Brussels, November 13, 2025 – The finance ministers of the European Union have approved amendments to the national recovery plans for Belgium, Estonia, Luxembourg, Croatia, Slovakia, and Romania, following discussions within the ECOFIN Council. The European Commission emphasized that all member states must accelerate the implementation of the NRRP and eliminate measures that can no longer be completed on time.
Romania is among the states for which the ECOFIN Council has approved amendments to the National Recovery and Resilience Plan. The approval of the amendments means that Romania must now accelerate the implementation of the remaining components, remove from the NRRP measures that cannot be completed within the assumed deadlines, and focus on realistic milestones until the end of the eligibility period. The European Commission conveyed during the meeting that the time pressure is high, and states must adjust their plans to avoid blockages or loss of funding.
For Romania, this message is essential as the implementation of the NRRP involves high-risk milestones, and the remaining period until the end of the Recovery and Resilience Mechanism is limited. The statements from the Commission at ECOFIN indicate that Brussels expects a visible acceleration in the pace of implementation and a clearer focus on feasible measures, which can directly impact the timeline of investments in infrastructure, digitalization, energy, education, and administrative reforms.
The Commissioner for Economy, Valdis Dombrovskis, stated that "member states must act quickly to simplify plans, eliminate measures that cannot be fulfilled by the deadlines, and focus on implementation." Updating the plans is considered necessary to adapt investments to current economic conditions and to avoid delays in achieving the assumed milestones and targets.
The Commission also presented an assessment of the overall status of the Recovery and Resilience Mechanism, insisting that the implementation period is approaching the final phase.
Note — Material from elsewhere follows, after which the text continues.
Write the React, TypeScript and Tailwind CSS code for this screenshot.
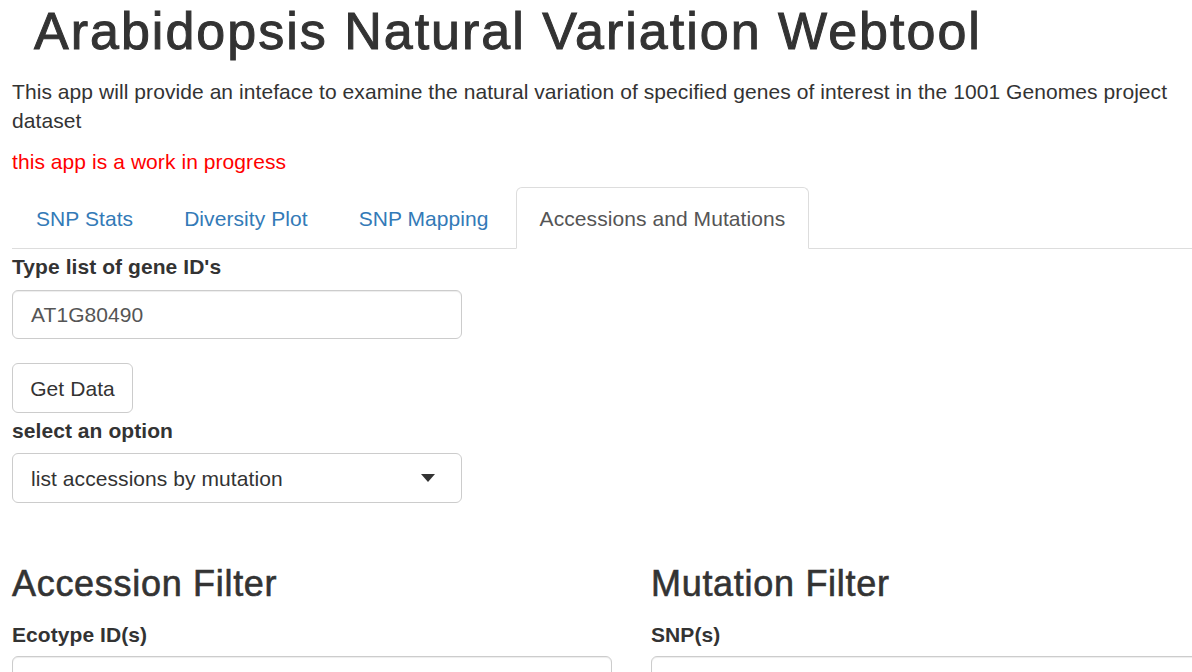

States are encouraged to prioritize reforms on schedule and adjust the structure of their plans to maximize the absorption of available funds until the end of the eligibility period.
European officials emphasized that the instrument remains a central pillar of post-pandemic economic recovery and the modernization of European economies, and that accelerating implementation is essential for the assumed reforms to translate into concrete results in the green transition, digitalization, and increasing economic resilience.